Teachers learn about new safety procedures at Boyle schools
According to a training coordinator with a state school safety agency, Boyle County is far ahead of the curve when it comes to having a plan on how to deal with an active shooter.
Monday afternoon, teachers at Boyle County Middle School participated in the Run, Hide, Fight training, taught by Dan Orman. He’s with the Kentucky Center for School Safety in Frankfort, and said that staff and administration of Boyle County schools “are so far ahead of the curve” when it comes to preparing for school safety, especially involving an active shooter.
“The cool thing about Boyle County is they have a plan, and they keep plugging away” to make sure their plan and safety precautions are as solid as possible, Orman said.
The KCSS wants teachers to be able to teach in a safe environment, and for students to learn in a safe place, he added.
Orman said one of the things teachers should stress to their students is never fight with an armed intruder. “Don’t teach kids to fight — ever.”
He gave an example concerning a school incident in 1994 where an armed student took a teacher and class hostage. The assistant principal intervened and traded himself for the students and teacher. Then he got the gun from the student.
Orman then asked the Boyle County staff to imagine what might have happened if a boy had reached into a food collection box in the back of the room and hurled a can of peaches at the gunman. If he had been provoked by getting hit with the can, or a rock, there might have been 11 people killed in that classroom, Orman said.

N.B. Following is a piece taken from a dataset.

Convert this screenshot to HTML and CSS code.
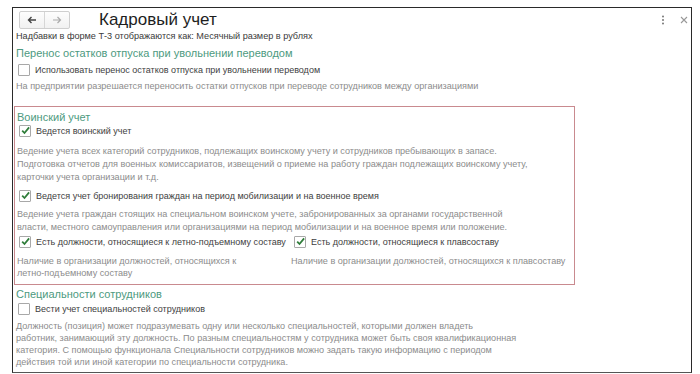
FILE: index.html
```html
<!DOCTYPE html>
<html lang="ru">
<head>
<meta charset="utf-8">
<link rel="stylesheet" href="styles.css">
</head>
<body>
<div class="page">
  <div class="frame">
    <div class="header">
      <div class="nav">
        <span class="navbtn back"><svg width="10" height="8" viewBox="0 0 10 8"><path d="M9 4H2M4.5 1L1.5 4l3 3" fill="none" stroke="#444" stroke-width="1.4"/></svg></span>
        <span class="navbtn fwd"><svg width="10" height="8" viewBox="0 0 10 8"><path d="M1 4h7M5.5 1l3 3-3 3" fill="none" stroke="#aaa" stroke-width="1.2"/></svg></span>
      </div>
      <div class="title">Кадровый учет</div>
      <div class="tools">
        <svg class="more" width="4" height="10" viewBox="0 0 4 10"><circle cx="2" cy="1.5" r="1" fill="#777"/><circle cx="2" cy="5" r="1" fill="#777"/><circle cx="2" cy="8.5" r="1" fill="#777"/></svg>
        <svg class="close" width="8" height="8" viewBox="0 0 8 8"><path d="M1 1l6 6M7 1L1 7" stroke="#999" stroke-width="1.1"/></svg>
      </div>
    </div>
    <div class="content">
      <div class="info">Надбавки в форме Т-3 отображаются как: Месячный размер в рублях</div>

      <div class="heading h-first">Перенос остатков отпуска при увольнении переводом</div>
      <label class="check c-first"><span class="box"></span>Использовать перенос остатков отпуска при увольнении переводом</label>
      <div class="desc d-first">На предприятии разрешается переносить остатки отпусков при переводе сотрудников между организациями</div>

      <div class="military">
        <div class="heading h-mil">Воинский учет</div>
        <label class="check"><span class="box on"><svg width="11" height="11" viewBox="0 0 11 11"><path d="M2.2 5.6l2.3 2.4 4.6-5.6" fill="none" stroke="#2f7d3a" stroke-width="1.8"/></svg></span>Ведется воинский учет</label>
        <div class="desc d-mil1">Ведение учета всех категорий сотрудников, подлежащих воинскому учету и сотрудников пребывающих в запасе.<br>Подготовка отчетов для военных комиссариатов, извещений о приеме на работу граждан подлежащих воинскому учету,<br>карточки учета организации и т.д.</div>
        <label class="check c-mil2"><span class="box on"><svg width="11" height="11" viewBox="0 0 11 11"><path d="M2.2 5.6l2.3 2.4 4.6-5.6" fill="none" stroke="#2f7d3a" stroke-width="1.8"/></svg></span>Ведется учет бронирования граждан на период мобилизации и на военное время</label>
        <div class="desc d-mil2">Ведение учета граждан стоящих на специальном воинском учете, забронированных за органами государственной<br>власти, местного самоуправления или организациями на период мобилизации и на военное время или положение.</div>
        <div class="pair">
          <div class="col">
            <label class="check"><span class="box on"><svg width="11" height="11" viewBox="0 0 11 11"><path d="M2.2 5.6l2.3 2.4 4.6-5.6" fill="none" stroke="#2f7d3a" stroke-width="1.8"/></svg></span>Есть должности, относящиеся к летно-подъемному составу</label>
            <div class="desc d-pair">Наличие в организации должностей, относящихся к<br>летно-подъемному составу</div>
          </div>
          <div class="col col-right">
            <label class="check"><span class="box on"><svg width="11" height="11" viewBox="0 0 11 11"><path d="M2.2 5.6l2.3 2.4 4.6-5.6" fill="none" stroke="#2f7d3a" stroke-width="1.8"/></svg></span>Есть должности, относящиеся к плавсоставу</label>
            <div class="desc d-pair d-right">Наличие в организации должностей, относящихся к плавсоставу</div>
          </div>
        </div>
      </div>

      <div class="heading h-spec">Специальности сотрудников</div>
      <label class="check c-spec"><span class="box"></span>Вести учет специальностей сотрудников</label>
      <div class="desc d-spec">Должность (позиция) может подразумевать одну или несколько специальностей, которыми должен владеть<br>работник, занимающий эту должность. По разным специальностям у сотрудника может быть своя квалификационная<br>категория. С помощью функционала Специальности сотрудников можно задать такую информацию с периодом<br>действия той или иной категории по специальности сотрудника.</div>
    </div>
  </div>
</div>
</body>
</html>
```

FILE: styles.css
```css
html, body {
  margin: 0;
  padding: 0;
  background: #fff;
}
body {
  font-family: "Liberation Sans", Arial, sans-serif;
  color: #3c3c3c;
}
.page {
  padding: 7px 8px 0 12px;
  height: 374px;
  box-sizing: border-box;
}
.frame {
  border: 1.5px solid #2a2a2a;
  border-bottom-color: #555;
  height: 366px;
  box-sizing: border-box;
  overflow: hidden;
}
.header {
  display: flex;
  align-items: flex-start;
  padding: 3px 3px 0 6px;
  height: 18.5px;
}
.nav {
  display: flex;
  border: 1px solid #cfcfcf;
  border-radius: 2px;
  background: linear-gradient(#fdfdfd, #f1f1f1);
  height: 16px;
}
.navbtn {
  width: 24px;
  display: flex;
  align-items: center;
  justify-content: center;
}
.navbtn.back {
  border-right: 1px solid #d6d6d6;
}
.title {
  margin-left: 29px;
  font-size: 17px;
  line-height: 17px;
  color: #1e1e1e;
}
.tools {
  margin-left: auto;
  display: flex;
  align-items: center;
  gap: 15px;
  padding-top: 4px;
}
.content {
  padding-left: 3px;
}
.info {
  font-size: 9.15px;
  line-height: 12px;
  color: #3a3a3a;
}
.heading {
  font-size: 11px;
  line-height: 14px;
  color: #4d9a80;
}
.h-first {
  margin-top: 4.5px;
}
.check {
  display: flex;
  align-items: center;
  font-size: 9px;
  line-height: 14px;
  color: #3e3e3e;
  margin-left: 2px;
}
.c-first {
  margin-top: 3px;
}
.box {
  width: 10px;
  height: 10px;
  border: 1px solid #a8a8a8;
  border-radius: 1px;
  background: #fff;
  margin-right: 5px;
  position: relative;
  flex: none;
}
.box svg {
  position: absolute;
  left: 0;
  top: -1px;
}
.desc {
  font-size: 9.1px;
  line-height: 13px;
  color: #8c8c8c;
}
.d-first {
  margin-top: 3px;
}
.military {
  margin: 13px 0 0 -2px;
  width: 561px;
  box-sizing: border-box;
  border: 1.5px solid #c98a8f;
  padding: 4px 0 5px 2px;
}
.h-mil {
  line-height: 13px;
}
.d-mil1 {
  margin-top: 7px;
}
.c-mil2 {
  margin-top: 5px;
}
.d-mil2 {
  margin-top: 5px;
}
.pair {
  display: grid;
  grid-template-columns: 274px 1fr;
  margin-top: 1px;
}
.d-pair {
  line-height: 12px;
  margin-top: 6px;
}
.col-right .check {
  margin-left: 3px;
}
.h-spec {
  margin-top: 2px;
}
.c-spec {
  margin-top: 1px;
}
.d-spec {
  line-height: 12px;
  margin-top: 4px;
}
```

Later in the afternoon, Assistant Superintendent Chris Holderman gave a brief explanation of what the school district’s safety strategic plan will look like if the board of education approves it.
Holderman said he was excited about the momentum of the plan, but not happy that they have to have one in place. He said chances are “very slim” that a gunman would invade the school. “The problem is — is it can happen,” Holderman said. “We are living in a different world today.”
Holderman said the strategic plan is a 17-page document with five main areas to focus on: adding school resource officers; lockdown drills and training; visitor monitoring; student connectedness and mental health; and supervision and communication.
He said the board has had nearly a month to look over the plan and they may approve it at their next meeting, or they could make alterations.
Once the board approves the plan, the safety changes will become school policy. Everyone will have to abide by the changes, Holderman said.
Lockdown drills will happen four times a year instead of the state-required twice a year. He said teachers should be ready to have drills “during the messy times,” like during class changes and lunch times.
“This is something we have got to do,” Holderman said.
Another change will be mandatory visitor monitoring, he said. When a visitor comes to any of the county schools, they will have to show their driver’s license and a quick background check will be done immediately. They would then be given a “high-tech” badge to wear until they leave the facility.
Holderman said the proposed plan also updates and replaces bus monitoring cameras as necessary and creates assigned seating on all the buses. This is because several students have stated they don’t feel safe on the buses, he said.
“This is how we have to up our game. This is what it’s coming to,” Holderman said. “It puts a little more meat on the bone and a little more power.”
SO YOU KNOW
Boyle County High School will be the site of a mock active shooter exercise 7:30 a.m.-noon Friday led by the Danville-Boyle County Emergency Management Agency. It will be a full-scale exercise to test the responsiveness of local emergency agencies during an active shooter scenario. The scenario will simulate the school’s regular morning arrival routine and volunteers will be assigned to a variety of roles. The mandatory planning meeting for all volunteers involved will be 6:30-7:30 p.m. today at Boyle County High School.